◆ Challenge
Gather all lines in the records below that include the word "React".
-- Input data start --
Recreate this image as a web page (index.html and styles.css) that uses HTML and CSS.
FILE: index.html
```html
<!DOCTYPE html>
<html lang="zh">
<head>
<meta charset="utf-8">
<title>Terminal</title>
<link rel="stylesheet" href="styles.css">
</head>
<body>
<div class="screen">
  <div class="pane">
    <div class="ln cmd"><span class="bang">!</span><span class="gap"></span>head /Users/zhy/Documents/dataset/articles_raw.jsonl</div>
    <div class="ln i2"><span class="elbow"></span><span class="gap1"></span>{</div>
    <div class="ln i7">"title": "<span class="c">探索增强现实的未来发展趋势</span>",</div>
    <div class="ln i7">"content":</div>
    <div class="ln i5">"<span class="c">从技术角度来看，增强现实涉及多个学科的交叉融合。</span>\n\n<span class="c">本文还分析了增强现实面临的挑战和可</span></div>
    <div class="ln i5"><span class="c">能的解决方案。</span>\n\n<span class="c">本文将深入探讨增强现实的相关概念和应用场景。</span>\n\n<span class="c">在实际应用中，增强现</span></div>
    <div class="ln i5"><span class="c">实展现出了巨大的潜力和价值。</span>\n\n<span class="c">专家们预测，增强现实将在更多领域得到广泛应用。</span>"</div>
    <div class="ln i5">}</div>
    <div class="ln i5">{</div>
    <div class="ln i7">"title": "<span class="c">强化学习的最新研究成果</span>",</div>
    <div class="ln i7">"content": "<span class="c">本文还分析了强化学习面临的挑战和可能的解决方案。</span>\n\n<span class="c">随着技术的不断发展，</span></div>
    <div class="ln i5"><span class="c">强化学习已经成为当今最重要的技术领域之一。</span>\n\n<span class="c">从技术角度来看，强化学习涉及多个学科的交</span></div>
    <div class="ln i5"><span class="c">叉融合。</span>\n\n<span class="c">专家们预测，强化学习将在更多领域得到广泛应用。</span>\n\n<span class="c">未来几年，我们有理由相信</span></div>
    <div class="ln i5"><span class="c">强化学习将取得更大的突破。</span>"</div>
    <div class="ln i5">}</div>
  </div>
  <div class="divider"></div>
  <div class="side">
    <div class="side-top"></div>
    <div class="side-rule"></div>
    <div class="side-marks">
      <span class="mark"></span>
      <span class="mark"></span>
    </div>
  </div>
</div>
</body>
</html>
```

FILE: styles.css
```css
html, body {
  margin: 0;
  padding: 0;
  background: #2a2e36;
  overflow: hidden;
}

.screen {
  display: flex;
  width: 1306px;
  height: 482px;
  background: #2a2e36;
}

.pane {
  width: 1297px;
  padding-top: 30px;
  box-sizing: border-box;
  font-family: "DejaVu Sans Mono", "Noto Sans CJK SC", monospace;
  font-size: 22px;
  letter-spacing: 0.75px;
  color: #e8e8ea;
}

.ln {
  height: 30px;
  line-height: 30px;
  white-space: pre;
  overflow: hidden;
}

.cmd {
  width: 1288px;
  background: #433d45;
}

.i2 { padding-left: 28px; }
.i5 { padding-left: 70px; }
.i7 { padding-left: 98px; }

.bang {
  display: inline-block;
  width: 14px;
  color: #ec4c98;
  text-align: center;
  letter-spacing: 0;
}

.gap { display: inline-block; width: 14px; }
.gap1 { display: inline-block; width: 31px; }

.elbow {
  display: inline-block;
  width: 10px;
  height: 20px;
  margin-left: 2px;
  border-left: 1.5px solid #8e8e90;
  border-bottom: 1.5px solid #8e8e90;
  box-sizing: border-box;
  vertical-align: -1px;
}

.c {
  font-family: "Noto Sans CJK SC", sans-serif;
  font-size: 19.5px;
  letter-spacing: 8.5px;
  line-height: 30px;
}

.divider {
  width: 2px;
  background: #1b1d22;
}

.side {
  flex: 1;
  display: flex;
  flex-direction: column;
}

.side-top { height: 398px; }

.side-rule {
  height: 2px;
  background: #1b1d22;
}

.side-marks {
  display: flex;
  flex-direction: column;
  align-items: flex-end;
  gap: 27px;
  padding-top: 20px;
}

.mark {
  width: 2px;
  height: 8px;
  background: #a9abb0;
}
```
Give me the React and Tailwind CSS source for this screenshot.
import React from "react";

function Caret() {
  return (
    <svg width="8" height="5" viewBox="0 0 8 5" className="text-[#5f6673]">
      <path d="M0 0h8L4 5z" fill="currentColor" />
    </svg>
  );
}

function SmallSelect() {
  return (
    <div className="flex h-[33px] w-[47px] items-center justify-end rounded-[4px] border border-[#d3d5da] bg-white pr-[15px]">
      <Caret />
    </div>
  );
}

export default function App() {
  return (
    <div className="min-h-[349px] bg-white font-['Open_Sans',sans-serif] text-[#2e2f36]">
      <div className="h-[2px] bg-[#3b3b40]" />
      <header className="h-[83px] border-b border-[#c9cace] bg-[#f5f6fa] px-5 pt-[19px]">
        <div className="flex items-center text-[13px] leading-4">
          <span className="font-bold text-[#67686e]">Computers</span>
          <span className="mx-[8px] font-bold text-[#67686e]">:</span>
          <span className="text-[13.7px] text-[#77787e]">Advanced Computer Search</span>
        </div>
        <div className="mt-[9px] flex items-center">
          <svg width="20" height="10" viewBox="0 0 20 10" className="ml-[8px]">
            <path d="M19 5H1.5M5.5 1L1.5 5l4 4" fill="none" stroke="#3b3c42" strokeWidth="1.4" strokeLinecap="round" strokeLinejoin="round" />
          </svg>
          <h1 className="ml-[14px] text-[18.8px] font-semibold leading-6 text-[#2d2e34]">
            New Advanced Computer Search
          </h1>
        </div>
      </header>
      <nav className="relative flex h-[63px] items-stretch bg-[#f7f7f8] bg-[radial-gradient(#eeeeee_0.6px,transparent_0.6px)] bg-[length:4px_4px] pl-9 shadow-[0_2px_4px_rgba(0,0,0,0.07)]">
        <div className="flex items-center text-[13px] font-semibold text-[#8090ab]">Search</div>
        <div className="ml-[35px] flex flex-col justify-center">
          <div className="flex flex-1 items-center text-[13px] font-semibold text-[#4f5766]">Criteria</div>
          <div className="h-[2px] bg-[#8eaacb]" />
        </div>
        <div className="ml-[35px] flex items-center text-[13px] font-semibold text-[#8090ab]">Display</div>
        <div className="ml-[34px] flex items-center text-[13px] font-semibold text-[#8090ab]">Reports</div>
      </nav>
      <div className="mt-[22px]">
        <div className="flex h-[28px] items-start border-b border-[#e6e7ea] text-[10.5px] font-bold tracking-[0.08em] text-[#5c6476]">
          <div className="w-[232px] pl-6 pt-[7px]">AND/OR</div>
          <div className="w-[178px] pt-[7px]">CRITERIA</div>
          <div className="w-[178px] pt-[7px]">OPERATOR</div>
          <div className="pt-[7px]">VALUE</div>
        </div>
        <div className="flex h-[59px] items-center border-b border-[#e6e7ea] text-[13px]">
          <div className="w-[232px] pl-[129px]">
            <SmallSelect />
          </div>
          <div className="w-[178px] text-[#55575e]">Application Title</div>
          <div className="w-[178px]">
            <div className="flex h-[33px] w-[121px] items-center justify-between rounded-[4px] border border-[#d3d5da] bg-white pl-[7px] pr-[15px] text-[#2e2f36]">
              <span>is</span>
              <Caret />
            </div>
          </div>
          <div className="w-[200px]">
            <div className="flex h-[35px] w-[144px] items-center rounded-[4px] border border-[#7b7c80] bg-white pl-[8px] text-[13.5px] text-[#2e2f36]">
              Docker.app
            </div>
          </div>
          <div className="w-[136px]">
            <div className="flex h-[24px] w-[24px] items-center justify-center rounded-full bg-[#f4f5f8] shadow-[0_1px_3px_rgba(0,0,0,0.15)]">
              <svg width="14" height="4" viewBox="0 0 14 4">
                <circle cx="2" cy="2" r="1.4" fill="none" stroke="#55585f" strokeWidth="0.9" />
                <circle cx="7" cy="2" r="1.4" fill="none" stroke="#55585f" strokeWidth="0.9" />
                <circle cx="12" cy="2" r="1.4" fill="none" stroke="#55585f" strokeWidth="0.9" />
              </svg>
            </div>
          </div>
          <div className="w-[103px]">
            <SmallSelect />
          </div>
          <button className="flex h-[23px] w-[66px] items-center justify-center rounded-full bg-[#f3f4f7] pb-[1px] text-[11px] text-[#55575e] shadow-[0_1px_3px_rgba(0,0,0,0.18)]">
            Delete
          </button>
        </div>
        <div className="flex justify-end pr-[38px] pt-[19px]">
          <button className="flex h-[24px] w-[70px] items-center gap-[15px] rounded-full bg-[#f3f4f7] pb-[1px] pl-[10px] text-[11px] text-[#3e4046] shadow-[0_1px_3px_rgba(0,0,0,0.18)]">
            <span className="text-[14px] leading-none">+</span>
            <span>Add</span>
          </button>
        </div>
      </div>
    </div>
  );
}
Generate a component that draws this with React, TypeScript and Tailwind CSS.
-- Input data end --
◆ Result of the task
Give me the React and Tailwind CSS source for this screenshot.
import React from "react";
Generate a component that draws this with React, TypeScript and Tailwind CSS.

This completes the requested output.